- **Your instructions**: In the listing below, locate the lines that hold "styles" and copy them.

- **Source material**:
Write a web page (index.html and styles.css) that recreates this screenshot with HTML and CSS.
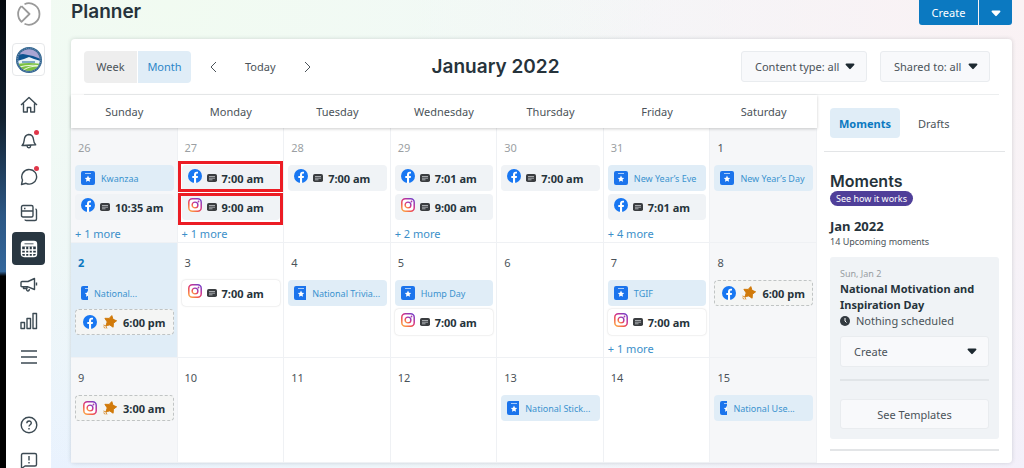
FILE: index.html
```html
<!DOCTYPE html>
<html lang="en">
<head>
    <meta charset="UTF-8">
    <meta name="viewport" content="width=device-width, initial-scale=1.0">
    <title>Planner</title>
    <link rel="stylesheet" href="styles.css">
</head>
<body>
    <!-- shared icons -->
    <svg class="sprite" aria-hidden="true">
        <defs>
            <linearGradient id="ig-grad" x1="0" y1="1" x2="0.8" y2="0">
                <stop offset="0" stop-color="#fdb64a"/>
                <stop offset="0.35" stop-color="#f2584a"/>
                <stop offset="0.65" stop-color="#d0318c"/>
                <stop offset="1" stop-color="#7c3fc4"/>
            </linearGradient>
        </defs>
        <symbol id="i-fb" viewBox="0 0 14 14">
            <circle cx="7" cy="7" r="7" fill="#1877f2"/>
            <path d="M6 14V9H4.300V7H6V5.600c0-1.900 1-2.900 2.700-2.900.7 0 1.300.1 1.300.1v1.600h-.8c-.8 0-1.100.5-1.100 1.100V7h1.900l-.3 2H8.100v5z" fill="#fff"/>
        </symbol>
        <symbol id="i-ig" viewBox="0 0 14 14">
            <rect x="0.800" y="0.800" width="12.400" height="12.400" rx="3.500" fill="#fff" stroke="url(#ig-grad)" stroke-width="1.500"/>
            <circle cx="7" cy="7" r="2.900" fill="none" stroke="url(#ig-grad)" stroke-width="1.400"/>
            <circle cx="10.500" cy="3.500" r="0.900" fill="#b03aa8"/>
        </symbol>
        <symbol id="i-note" viewBox="0 0 10 8">
            <rect width="10" height="8" rx="1.800" fill="#3a3d40"/>
            <path d="M2 2.500h6M2 4.200h6M2 5.800h3.500" stroke="#c4c8ca" stroke-width="0.800"/>
        </symbol>
        <symbol id="i-moment" viewBox="0 0 14 14">
            <rect width="14" height="14" rx="2" fill="#1b74ec"/>
            <path d="M4 2.500h6" stroke="#a9cdfa" stroke-width="1"/>
            <path d="M7 4.600l1 2.100 2.200.3-1.600 1.600.4 2.200-2-1.100-2 1.100.4-2.200L3.800 7 6 6.700z" fill="#fff"/>
        </symbol>
        <symbol id="i-star" viewBox="0 0 14 14">
            <path d="M8.800.6l1.200 3.700 3.600 1.500-3.200 2.400-.3 4-3.300-2.300-3.700.7 1.100-3.700L1.900 3.300l4.300.1z" fill="#d17a0a" stroke="#d17a0a" stroke-width="1" stroke-linejoin="round"/>
            <path d="M.4 10a3.500 3.500 0 0 1 3.500 3.500M.4 11.800a1.700 1.700 0 0 1 1.700 1.700" fill="none" stroke="#d17a0a" stroke-width="0.800"/>
        </symbol>
        <symbol id="i-caret" viewBox="0 0 8 6">
            <path d="M1 .5h6c.8 0 1 .7.6 1.200L4.600 5c-.4.5-.8.5-1.200 0L.4 1.700C0 1.200.2.5 1 .5z" fill="currentColor"/>
        </symbol>
    </svg>

    <div class="desktop-edge"></div>

    <nav class="sidebar">
        <svg class="logo" viewBox="0 0 24 24"><path d="M7.500 2.200A10.700 10.700 0 1 1 7.500 21.800M4.500 4.200A10.700 10.700 0 0 0 4.500 19.800L12.500 12 4.500 4.200" fill="none" stroke="#9a9a9a" stroke-width="1.800" stroke-linejoin="round"/></svg>
        <a class="avatar" href="#" aria-label="Organization">
            <svg viewBox="0 0 26 26">
                <defs><clipPath id="seal"><circle cx="13" cy="13" r="10.800"/></clipPath></defs>
                <circle cx="13" cy="13" r="13" fill="#2b5f8c"/>
                <circle cx="13" cy="13" r="11.800" fill="none" stroke="#8fb0c8" stroke-width="0.800" stroke-dasharray="1 1"/>
                <g clip-path="url(#seal)">
                    <path d="M0 0h26v26H0z" fill="#a9a5d3"/>
                    <path d="M1 8l6-1 5 1 5 1 8 3v5H1z" fill="#0f5490"/>
                    <path d="M1 14l7-2 5-2 5 2 7 2v4H1z" fill="#eaf3f7"/>
                    <path d="M6 14h13v2H6z" fill="#7fa9c4"/>
                    <path d="M1 17q12-2 24 0v9H1z" fill="#7cc142"/>
                    <path d="M2 20.500q9-3 20-2M6 24q6-5 17-5" fill="none" stroke="#e8f5d9" stroke-width="1.200"/>
                </g>
            </svg>
        </a>
        <ul class="nav-list">
            <li><a href="#" aria-label="Home"><svg viewBox="0 0 18 18"><path d="M1 9L9 1.500 17 9M3.500 7.500V16h3.800v-4.500h3.400V16h3.800V7.500"/></svg></a></li>
            <li><a href="#" aria-label="Notifications"><svg viewBox="0 0 18 18"><path d="M2 13.500c2-1.500 2-3 2.300-6C4.600 4.500 6.200 3 8.500 2.500c3 0 4.700 1.800 5 5 .2 2.500.5 4 2.200 5.300zM7 13.800c.2 2.700 3.500 2.700 3.800-.3"/></svg><span class="dot"></span></a></li>
            <li><a href="#" aria-label="Inbox"><svg viewBox="0 0 18 18"><path d="M9.500 1.500a7.300 7.300 0 1 1-3.500 13.800L1.500 16.500l1-4.500A7.300 7.300 0 0 1 9.500 1.500z"/></svg><span class="dot"></span></a></li>
            <li><a href="#" aria-label="Streams"><svg viewBox="0 0 18 18"><path d="M3 1.500h8.500q1.500 0 1.500 1.500v8.500q0 1.500-1.500 1.500H3q-1.500 0-1.500-1.500V3q0-1.500 1.500-1.500zM1.500 7H13M4 4.500h1.500M15.500 5q1 .2 1 1.500v8.500q0 1.500-1.500 1.500H6.500q-1.500 0-1.500-1"/></svg></a></li>
            <li><a class="active" href="#" aria-label="Planner"><svg viewBox="0 0 18 18"><path d="M4 1.500h10q2.500 0 2.500 2.500v10q0 2.500-2.500 2.500H4q-2.500 0-2.500-2.500V4q0-2.500 2.500-2.500z"/><path d="M2 2h14v4.500H2z" fill="#fff" stroke="none"/><path d="M1.500 10h15M1.500 13.300h15M5.500 6.500v10M9 6.500v10M12.500 6.500v10"/><path d="M4.500 3.800h9" stroke="#293742" stroke-width="0.800"/></svg></a></li>
            <li><a href="#" aria-label="Advertise"><svg viewBox="0 0 18 18"><path d="M2 5.500h6l6.500-3v11L8 10.800H2q-1 0-1-1v-3.300q0-1 1-1zM3.500 11v1.500H7V11M6.500 13c.2 3 3 2.500 2.800 0M16.500 6.500v3"/></svg></a></li>
            <li><a href="#" aria-label="Analytics"><svg viewBox="0 0 18 18"><path d="M1 10.500h3.500v6H1zM7 6.500h3.500v10H7zM13 1.500h3.500v15H13z"/></svg></a></li>
            <li><a href="#" aria-label="Menu"><svg viewBox="0 0 18 18"><path d="M1 3h16M1 9h16M1 15h16"/></svg></a></li>
        </ul>
        <ul class="nav-list nav-foot">
            <li><a href="#" aria-label="Help"><svg viewBox="0 0 18 18"><circle cx="9" cy="9" r="7.800"/><path d="M6.800 7.200C6.900 4.200 11.300 4.300 11.300 7c0 1.700-2.300 1.700-2.300 3.500M9 12v1.500"/></svg></a></li>
            <li><a href="#" aria-label="Feedback"><svg viewBox="0 0 18 18"><path d="M3 1.500h12q1.500 0 1.500 1.500v9.500q0 1.500-1.500 1.500H5l-3.500 2.500V3q0-1.500 1.500-1.500zM9 4v4.500M9 10v1.500"/></svg></a></li>
        </ul>
    </nav>

    <main class="main">
        <header class="topbar">
            <h1>Planner</h1>
            <div class="split-button">
                <button type="button">Create</button>
                <button type="button" class="split-caret" aria-label="More create options"><svg class="caret"><use href="#i-caret"/></svg></button>
            </div>
        </header>

        <section class="planner">
            <div class="toolbar">
                <div class="view-switch">
                    <button type="button">Week</button>
                    <button type="button" class="selected">Month</button>
                </div>
                <div class="date-nav">
                    <button type="button" aria-label="Previous month"><svg viewBox="0 0 8 12"><path d="M7 1L2 6l5 5"/></svg></button>
                    <button type="button">Today</button>
                    <button type="button" aria-label="Next month"><svg viewBox="0 0 8 12"><path d="M1 1l5 5-5 5"/></svg></button>
                </div>
                <h2>January 2022</h2>
                <div class="filters">
                    <div class="select-box filter-type">
                        <select aria-label="Content type"><option>Content type: all</option></select>
                        <svg class="caret"><use href="#i-caret"/></svg>
                    </div>
                    <div class="select-box filter-shared">
                        <select aria-label="Shared to"><option>Shared to: all</option></select>
                        <svg class="caret"><use href="#i-caret"/></svg>
                    </div>
                </div>
            </div>

            <div class="board">
                <table class="calendar">
                    <thead>
                        <tr><th>Sunday</th><th>Monday</th><th>Tuesday</th><th>Wednesday</th><th>Thursday</th><th>Friday</th><th>Saturday</th></tr>
                    </thead>
                    <tbody>
                        <tr>
                            <td class="weekend past">
                                <div class="date">26</div>
                                <div class="chip moment"><svg class="badge"><use href="#i-moment"/></svg><span>Kwanzaa</span></div>
                                <div class="chip"><svg class="net"><use href="#i-fb"/></svg><svg class="note"><use href="#i-note"/></svg><b>10:35 am</b></div>
                                <a class="more" href="#">+ 1 more</a>
                            </td>
                            <td class="past">
                                <div class="date">27</div>
                                <div class="chip marked marked-first"><svg class="net"><use href="#i-fb"/></svg><svg class="note"><use href="#i-note"/></svg><b>7:00 am</b></div>
                                <div class="chip marked marked-second"><svg class="net"><use href="#i-ig"/></svg><svg class="note"><use href="#i-note"/></svg><b>9:00 am</b></div>
                                <a class="more" href="#">+ 1 more</a>
                            </td>
                            <td class="past">
                                <div class="date">28</div>
                                <div class="chip"><svg class="net"><use href="#i-fb"/></svg><svg class="note"><use href="#i-note"/></svg><b>7:00 am</b></div>
                            </td>
                            <td class="past">
                                <div class="date">29</div>
                                <div class="chip"><svg class="net"><use href="#i-fb"/></svg><svg class="note"><use href="#i-note"/></svg><b>7:01 am</b></div>
                                <div class="chip"><svg class="net"><use href="#i-ig"/></svg><svg class="note"><use href="#i-note"/></svg><b>9:00 am</b></div>
                                <a class="more" href="#">+ 2 more</a>
                            </td>
                            <td class="past">
                                <div class="date">30</div>
                                <div class="chip"><svg class="net"><use href="#i-fb"/></svg><svg class="note"><use href="#i-note"/></svg><b>7:00 am</b></div>
                            </td>
                            <td class="past">
                                <div class="date">31</div>
                                <div class="chip moment"><svg class="badge"><use href="#i-moment"/></svg><span>New Year’s Eve</span></div>
                                <div class="chip"><svg class="net"><use href="#i-fb"/></svg><svg class="note"><use href="#i-note"/></svg><b>7:01 am</b></div>
                                <a class="more" href="#">+ 4 more</a>
                            </td>
                            <td class="weekend">
                                <div class="date">1</div>
                                <div class="chip moment"><svg class="badge"><use href="#i-moment"/></svg><span>New Year’s Day</span></div>
                            </td>
                        </tr>
                        <tr>
                            <td class="today">
                                <div class="date">2</div>
                                <div class="chip moment"><span class="crop crop-s"><svg class="badge"><use href="#i-moment"/></svg></span><span>National...</span></div>
                                <div class="chip suggested"><svg class="net"><use href="#i-fb"/></svg><svg class="star"><use href="#i-star"/></svg><b>6:00 pm</b></div>
                            </td>
                            <td>
                                <div class="date">3</div>
                                <div class="chip upcoming"><svg class="net"><use href="#i-ig"/></svg><svg class="note"><use href="#i-note"/></svg><b>7:00 am</b></div>
                            </td>
                            <td>
                                <div class="date">4</div>
                                <div class="chip moment"><span class="crop crop-l"><svg class="badge"><use href="#i-moment"/></svg></span><span>National Trivia...</span></div>
                            </td>
                            <td>
                                <div class="date">5</div>
                                <div class="chip moment"><svg class="badge"><use href="#i-moment"/></svg><span>Hump Day</span></div>
                                <div class="chip upcoming"><svg class="net"><use href="#i-ig"/></svg><svg class="note"><use href="#i-note"/></svg><b>7:00 am</b></div>
                            </td>
                            <td>
                                <div class="date">6</div>
                            </td>
                            <td>
                                <div class="date">7</div>
                                <div class="chip moment"><svg class="badge"><use href="#i-moment"/></svg><span>TGIF</span></div>
                                <div class="chip upcoming"><svg class="net"><use href="#i-ig"/></svg><svg class="note"><use href="#i-note"/></svg><b>7:00 am</b></div>
                                <a class="more" href="#">+ 1 more</a>
                            </td>
                            <td class="weekend">
                                <div class="date">8</div>
                                <div class="chip suggested"><svg class="net"><use href="#i-fb"/></svg><svg class="star"><use href="#i-star"/></svg><b>6:00 pm</b></div>
                            </td>
                        </tr>
                        <tr class="last">
                            <td class="weekend">
                                <div class="date">9</div>
                                <div class="chip suggested"><svg class="net"><use href="#i-ig"/></svg><svg class="star"><use href="#i-star"/></svg><b>3:00 am</b></div>
                            </td>
                            <td><div class="date">10</div></td>
                            <td><div class="date">11</div></td>
                            <td><div class="date">12</div></td>
                            <td>
                                <div class="date">13</div>
                                <div class="chip moment"><span class="crop crop-l"><svg class="badge"><use href="#i-moment"/></svg></span><span>National Stick...</span></div>
                            </td>
                            <td><div class="date">14</div></td>
                            <td class="weekend">
                                <div class="date">15</div>
                                <div class="chip moment"><span class="crop crop-s"><svg class="badge"><use href="#i-moment"/></svg></span><span>National Use...</span></div>
                            </td>
                        </tr>
                    </tbody>
                </table>

                <aside class="panel">
                    <div class="tabs">
                        <button type="button" class="selected">Moments</button>
                        <button type="button">Drafts</button>
                    </div>
                    <div class="panel-body">
                        <h2>Moments</h2>
                        <a class="pill" href="#">See how it works</a>
                        <h3>Jan 2022</h3>
                        <p class="count">14 Upcoming moments</p>
                        <article class="moment-card">
                            <p class="day">Sun, Jan 2</p>
                            <h4>National Motivation and Inspiration Day</h4>
                            <p class="status"><svg viewBox="0 0 10 10"><circle cx="5" cy="5" r="5" fill="#333a40"/><path d="M5 2v3l1.500 1.500" fill="none" stroke="#fff" stroke-width="1"/></svg>Nothing scheduled</p>
                            <div class="select-box">
                                <select aria-label="Create for this moment"><option>Create</option></select>
                                <svg class="caret"><use href="#i-caret"/></svg>
                            </div>
                            <hr>
                            <button type="button" class="templates">See Templates</button>
                        </article>
                    </div>
                </aside>
            </div>
        </section>
    </main>
</body>
</html>
```
FILE: styles.css
```css
* {
    margin: 0;
    padding: 0;
    box-sizing: border-box;
}

body {
    display: flex;
    height: 100vh;
    overflow: hidden;
    font-family: "Noto Sans", "Open Sans", sans-serif;
    font-size: 11px;
    color: #4b5359;
    background: #fff;
}

button,
select {
    font: inherit;
    color: inherit;
    border: none;
    background: none;
    cursor: pointer;
}

a {
    color: inherit;
    text-decoration: none;
}

h1, h2, h3, h4 {
    color: #26333b;
}

h1, h2 {
    font-family: Inter, "Noto Sans", sans-serif;
    font-weight: 600;
}

.sprite {
    position: absolute;
    width: 0;
    height: 0;
}

.desktop-edge {
    flex: none;
    width: 6px;
    background: linear-gradient(#05090e, #12202e 25%, #2c5784 46%, #34679b 58%, #000 59%);
}

/* sidebar */
.sidebar {
    flex: none;
    display: flex;
    flex-direction: column;
    align-items: center;
    width: 45px;
    padding-top: 2px;
    background: #fff;
}

.logo {
    flex: none;
    width: 24px;
    height: 24px;
}

.avatar {
    flex: none;
    display: flex;
    align-items: center;
    justify-content: center;
    width: 33px;
    height: 33px;
    margin: 17px 0 12px;
    border: 1px solid #e6e8ea;
    border-radius: 4px;
}

.avatar svg {
    width: 26px;
    height: 26px;
}

.nav-list {
    display: flex;
    flex-direction: column;
    gap: 3px;
    list-style: none;
}

.nav-list a {
    position: relative;
    display: flex;
    align-items: center;
    justify-content: center;
    width: 33px;
    height: 33px;
    border-radius: 4px;
}

.nav-list svg {
    width: 18px;
    height: 18px;
    fill: none;
    stroke: #3c4a53;
    stroke-width: 1.400;
    stroke-linejoin: round;
}

.nav-list a.active {
    background: #293742;
}

.nav-list a.active svg {
    stroke: #fff;
}

.nav-foot {
    margin-top: 35px;
}

.dot {
    position: absolute;
    top: 6px;
    right: 6px;
    width: 5px;
    height: 5px;
    border-radius: 50%;
    background: #e0374a;
}

/* main area */
.main {
    flex: 1;
    min-width: 0;
    padding: 0 12px 0 20px;
    background:
        radial-gradient(circle at 12% 0, #f1fbf1, transparent 50%),
        radial-gradient(circle at 0 100%, #e9f2fe, transparent 45%),
        radial-gradient(circle at 100% 0, #faf2f4, transparent 60%),
        radial-gradient(circle at 100% 100%, #f0effc, transparent 60%),
        #f2f8f9;
}

.topbar {
    display: flex;
    justify-content: space-between;
    align-items: flex-start;
    height: 39px;
}

.topbar h1 {
    font-size: 19px;
    line-height: 24px;
}

.split-button {
    display: flex;
    gap: 1px;
}

.split-button button {
    width: 59px;
    height: 25px;
    border-radius: 0 0 0 3px;
    background: #0b79c1;
    color: #fff;
}

.split-button .split-caret {
    width: 33px;
    border-radius: 0 0 3px 0;
}

.caret {
    width: 10px;
    height: 7px;
}

.planner {
    border-radius: 4px;
    background: #fff;
    box-shadow: 0 0 4px rgba(40, 50, 60, 0.18);
}

.toolbar {
    display: flex;
    align-items: center;
    height: 56px;
    margin: 0 13px;
    padding-right: 9px;
    border-bottom: 1px solid #eceeef;
}

.toolbar h2 {
    margin-left: 120px;
    font-size: 19px;
    line-height: 24px;
}

.view-switch {
    display: flex;
    gap: 1px;
}

.view-switch button {
    width: 53px;
    height: 32px;
    border-radius: 4px 0 0 4px;
    background: #eee;
}

.view-switch .selected {
    border-radius: 0 4px 4px 0;
    background: #e0edf7;
    color: #2d86c8;
}

.date-nav {
    display: flex;
    align-items: center;
    gap: 28px;
    margin-left: 18px;
}

.date-nav svg {
    display: block;
    width: 8px;
    height: 12px;
    fill: none;
    stroke: #4b5359;
}

.filters {
    display: flex;
    gap: 13px;
    margin-left: auto;
}

.select-box {
    position: relative;
}

.select-box select {
    display: block;
    width: 100%;
    height: 31px;
    padding: 0 13px;
    border: 1px solid #e9ecef;
    border-radius: 3px;
    background: #f8f9fb;
    appearance: none;
}

.select-box .caret {
    position: absolute;
    top: 12px;
    right: 12px;
    color: #1d2930;
    pointer-events: none;
}

.filter-type {
    width: 126px;
}

.filter-shared {
    width: 110px;
}

.board {
    display: grid;
    grid-template-columns: minmax(0, 1fr) 195px;
}

/* calendar */
.calendar {
    width: 100%;
    table-layout: fixed;
    border-spacing: 0;
}

.calendar thead {
    position: relative;
    z-index: 1;
    background: #fff;
    box-shadow: 0 1px 3px rgba(0, 0, 0, 0.2);
}

.calendar th {
    height: 33px;
    font-weight: 400;
}

.calendar td {
    height: 115px;
    padding: 10px 3px 0 4px;
    border-right: 1px solid #eff1f4;
    border-bottom: 1px solid #eff1f4;
    vertical-align: top;
}

.calendar .last td {
    height: 105px;
}

.calendar .weekend {
    background: #f6f7f9;
}

.calendar .today {
    background: #e0edf7;
}

.date {
    margin-bottom: 7px;
    padding-left: 3px;
    line-height: 20px;
}

.past .date {
    color: #9b9fa3;
}

.today .date {
    font-weight: 700;
    color: #0b79c1;
}

.chip {
    position: relative;
    display: flex;
    align-items: center;
    height: 26px;
    margin-bottom: 3px;
    padding-left: 6px;
    border-radius: 4px;
    background: #f0f3f6;
    white-space: nowrap;
}

.chip svg {
    flex: none;
}

.chip b {
    color: #26333b;
}

.chip .net {
    width: 14px;
    height: 14px;
    margin-bottom: 4px;
}

.chip .note {
    width: 10px;
    height: 8px;
    margin: 0 5px;
}

.chip .badge {
    display: block;
    width: 14px;
    height: 14px;
}

.moment {
    gap: 6px;
    background: #e0edf7;
    color: #3b93cf;
    font-size: 9px;
}

.crop {
    overflow: hidden;
}

.crop-s {
    width: 7px;
}

.crop-l {
    width: 12px;
}

.upcoming {
    background: #fff;
    box-shadow: 0 0 2px rgba(0, 0, 0, 0.2);
}

.chip.suggested {
    gap: 6px;
    padding-left: 7px;
    border: 1px dashed #c0c4c4;
    background: #f4f5f4;
}

.suggested .net {
    margin-bottom: 0;
}

.suggested .star {
    width: 14px;
    height: 14px;
}

.marked::after {
    content: "";
    position: absolute;
    border: 3px solid #ec1c24;
}

.marked-first::after {
    inset: -4px -3px -1px -4px;
}

.marked-second::after {
    inset: -1px -3px -5px -4px;
}

.more {
    display: block;
    margin-top: 6px;
    line-height: 16px;
    color: #3b8fc9;
}

/* side panel */
.panel {
    padding: 13px 7px 0;
}

.tabs {
    display: flex;
    gap: 18px;
    padding: 0 6px 13px;
    border-bottom: 1px solid #e3e5e7;
}

.tabs button {
    height: 30px;
    border-radius: 4px;
}

.tabs .selected {
    width: 70px;
    background: #e0edf7;
    color: #0b79c1;
    font-weight: 700;
}

.panel-body {
    margin: 0 6px;
    padding: 19px 0 10px;
    border-bottom: 2px solid #e3e5e7;
}

.panel-body h2 {
    font-size: 16px;
    line-height: 20px;
}

.pill {
    display: block;
    width: 83px;
    border-radius: 8px;
    background: #4f3f99;
    color: #fff;
    font-size: 9px;
    line-height: 15px;
    text-align: center;
}

.panel-body h3 {
    margin-top: 12px;
    font-size: 13px;
    line-height: 16px;
}

.count {
    font-size: 9px;
    line-height: 15px;
}

.moment-card {
    margin-top: 8px;
    padding: 10px;
    border-radius: 3px;
    background: #f0f3f6;
}

.day {
    font-size: 9px;
    line-height: 14px;
    color: #979da2;
}

.moment-card h4 {
    font-size: 11px;
    line-height: 16px;
}

.status {
    display: flex;
    align-items: center;
    gap: 6px;
    margin-bottom: 7px;
    line-height: 16px;
}

.status svg {
    width: 10px;
    height: 10px;
}

.moment-card hr {
    margin: 12px 0 18px;
    border: none;
    border-top: 2px solid #e1e5e8;
}

.templates {
    display: block;
    width: 100%;
    height: 30px;
    border: 1px solid #e9ecef;
    border-radius: 3px;
    background: #f8f9fb;
}
```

- **Answer for this exercise**:
Write a web page (index.html and styles.css) that recreates this screenshot with HTML and CSS.
    <link rel="stylesheet" href="styles.css">
FILE: styles.css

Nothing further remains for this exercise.